When buyers were seeking medical office space in the Twin Cities market last year, they were often looking for core-plus assets, larger properties that are filled with high-quality tenants on long-term leases or properties on a hospital campus.

There are individual private investors, though, including many 1031 investors, who are looking for smaller medical office properties that might not be located on or near a hospital campus. And in good news for these investors, there are more of these medical offices opening across the Twin Cities region.

That’s because many patients today are receiving medical care, even surgeries, in outpatient facilities. Patients like the convenience of these medical spaces that are often located in retail strip centers. And because demand for these outpatient centers is on the rise, developers are building more of them while owners are more likely to accept switching a vacant office or retail space into one filled by a healthcare provider.

“There will always be clinics and smaller properties that will be available,” Suarez said. “Typically, they are not of the scale or size that larger institutional investors are willing or want to look at, the 10,000-square-foot to 20,000-square-foot buildings with one to three tenants. These might be attractive to a local or regional investor or a 1031 investor versus a 150,000-square-foot or 200,000-square-foot property that has more infrastructure and higher costs.”

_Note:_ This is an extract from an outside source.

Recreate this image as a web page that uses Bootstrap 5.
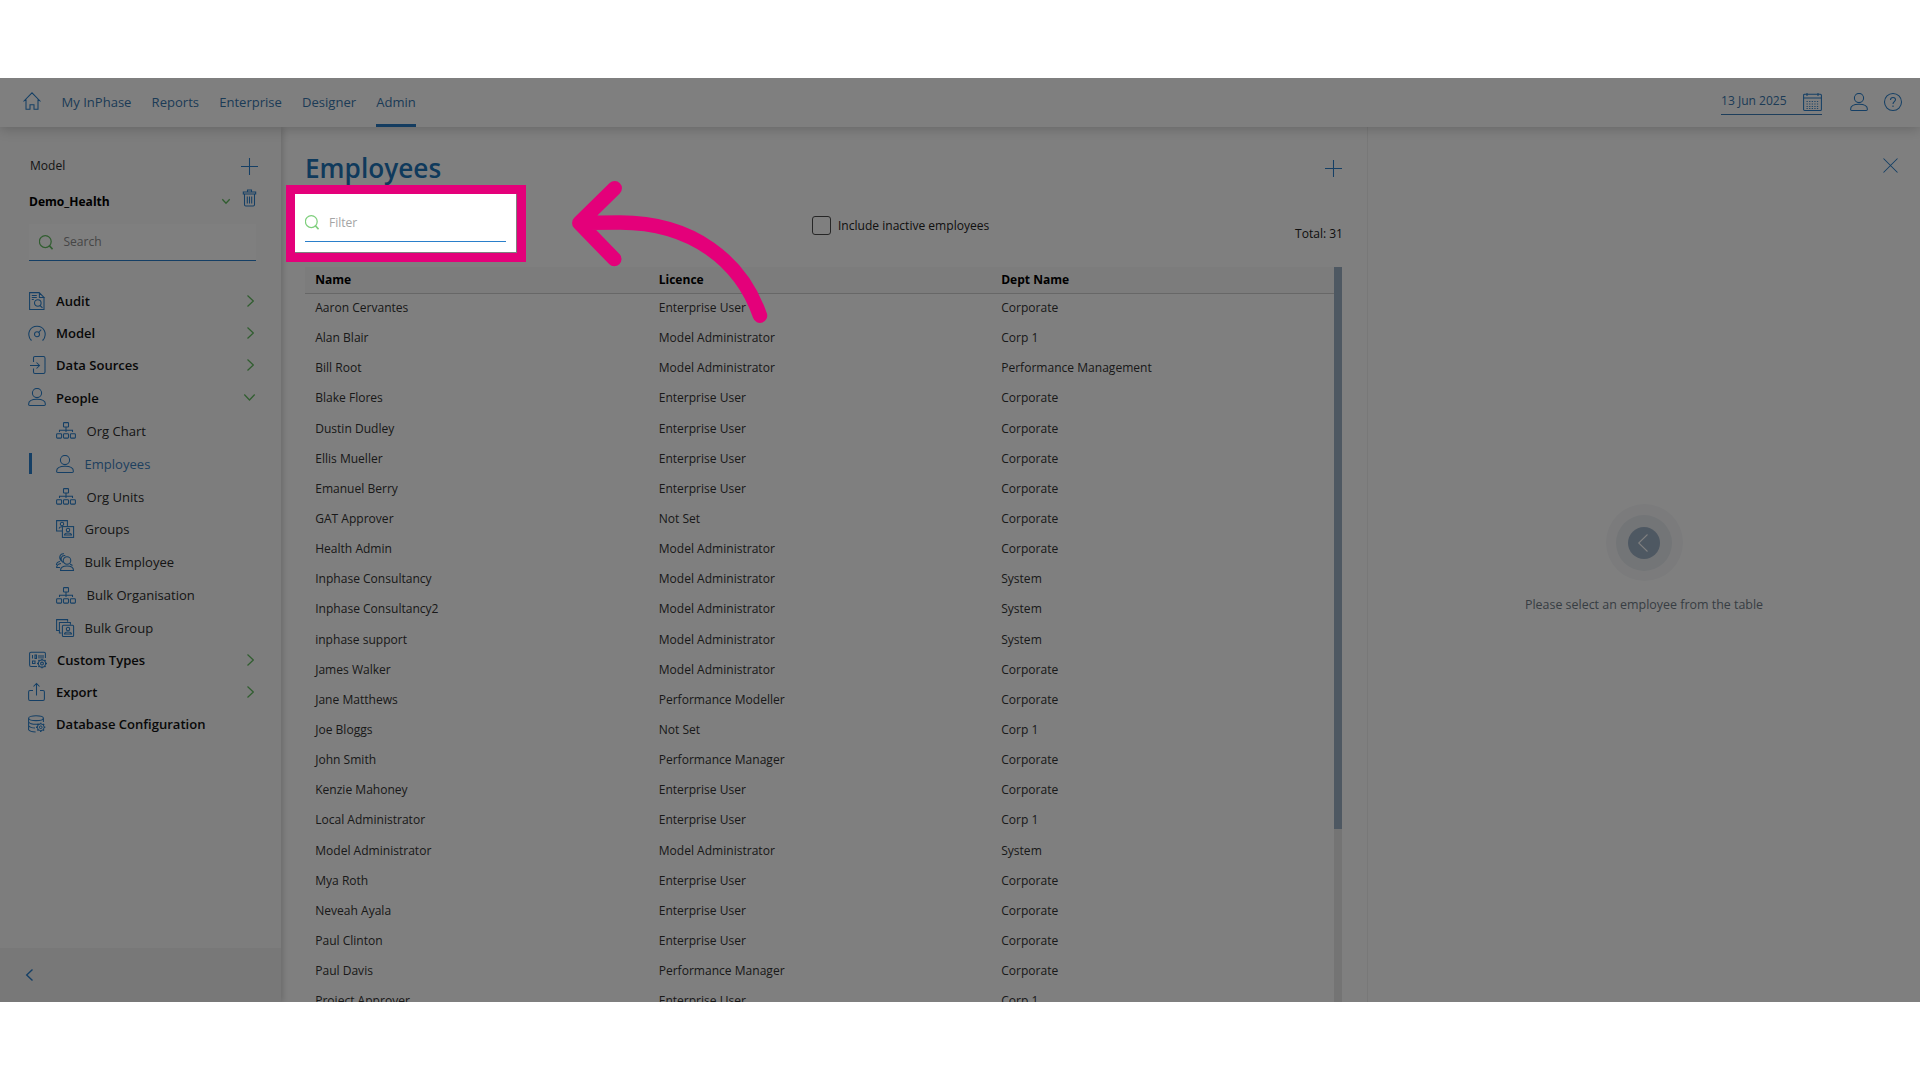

But the challenge for smaller and larger investors in the Twin Cities remains the same: There just aren’t that many medical office properties for sale now.

“The people who own these properties are typically long-term holds,” Suarez said. “If they sell on the larger side, it is usually one REIT selling to another REIT or changing up a portion of their portfolio or adding to it.”

Waiting for certainty

What will inspire owners to put more medical office space on the market? And what will inspire buyers to return to the market to purchase these properties?

Suarez says that it comes down to certainty: Investors and owners are waiting to see some certainty when it comes to interest rates.

“People want clarity on what the new normal will be from an interest rate perspective,” Suarez said. “It might still take some time to get the buyers and sellers on the same page when it comes to the valuation of medical properties.”

Then there are labor issues, specifically on the medical providers’ side. Suarez said that medical groups aren’t as willing to expand today because so many of them are struggling to find enough healthcare workers.

They can’t open their new offices, treatment centers or ambulatory care centers because they can’t find enough workers to staff these new facilities. That, Suarez says, has slowed the amount of new medical office space and healthcare facilities that are opening in the Twin Cities market.

One trend that is boosting the amount of healthcare space in the Twin Cities, though, is the conversion of empty office and retail space into medical uses. Suarez said that this trend will continue, but did say that the space being converted has to meet certain requirements to work for healthcare use.

“You can’t put a neurologist next to a nail salon,” he said. “The space has to be well-positioned. There might not be enough windows. The parking might not work. You might run into infrastructure issues. A building might not have the right HVAC, electrical system, plumbing or weight load. If you try to put an MRI machine on the second floor of an office building and it’s not designed for that, you could face challenges.”

Then there is the equipment that developers and healthcare providers need in their spaces. They might need to upgrade their electrical systems. Getting the switch gear necessary for that could take up to a year today. This, too, is holding back both new medical office projects and conversions.

“The conversions are certainly happening today,” Suarez said. “But you can’t convert any space. It has to be the right space.”